Tuesday, September 16, 2008

Better late than never, right?

As promised, here’s the rest of the skinny on The Miami Herald class tour, which wasn’t so much a tour but more a walk around the newsroom that ended in a construction area that soon will become a television set.

Yes, it’s a week late, which would be strictly forbidden in the 21-hour world that is the Herald’s continuous news desk. At least I absorbed the concept of optimal timing for blog posts—8 a.m.—to capture as much of the “cubicle audience ” as possible.

According to Rick Hirsch, managing editor of multimedia and news projects, Web traffic peaks on Mondays between 8 a.m. and 9 a.m.

This is when workers slog into the office, plop down in front of their computers, still trying to knock the weekend cobwebs from their heads. And, what better way to do that than by surfing the Web, Hirsch said.

When the cubicle crew goes home about 5 p.m., site traffic drops about 25 percent.

But don’t think the site sits stagnant. It is updated constantly, hence the 21-hour news cycle. Although, the staffing level does thin out and the updates slow down after 5ish.

Still, updates are audience specific. Viewers, for example, will find more sports on the homepage in the afternoon. And, it’s high school sports mania from Wednesday to Friday, the days leading up to the games.

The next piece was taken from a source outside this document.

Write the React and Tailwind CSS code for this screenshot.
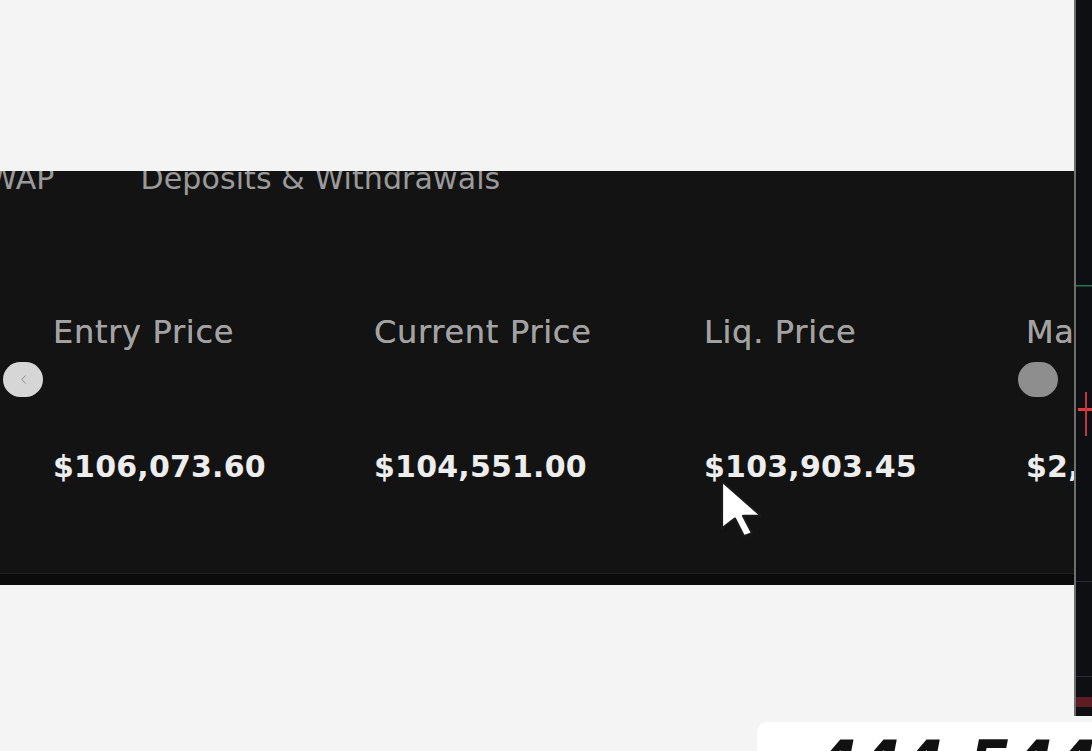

This attention to the habits of its audience, Hirsch said, helped the number of visitors to newspaper’s Web site jump by more than a million visitors—from 2.8 to 3.9 million between Aug. 2007 and Aug. 2008.

Not too shabby.

1 comment:

Kindofblue said...

Ah, the Web. It's cool. The wave of the future. But it's not everything, despite what this young designer had to say in what I can only interpret as a disparaging reference to veteran print journalists at the SND convention in Las Vegas. Here's the link from Poynter:

http://www.poynter.org/column.asp?id=47&aid=150467

Mike Higdon is the public editor at the University of Nevada student paper, The Sagebrush.
Mike Higdon: If newsrooms still exist in 25 years, and they're still institutional newsrooms ... You'll have two different news staffs –- if you still have print -- let's pretend that there's still newspapers, but they're very small and they're tabloids and they cover things in short-form style.
So, you have two newsrooms, one that covers Web exclusively ... and they cover the same stories and they cover them differently and the cover them exclusively for the Web. And then you'll have people WHO ARE 50 YEARS OLD (my caps) in the newsroom, producing a small, tabloid newspaper.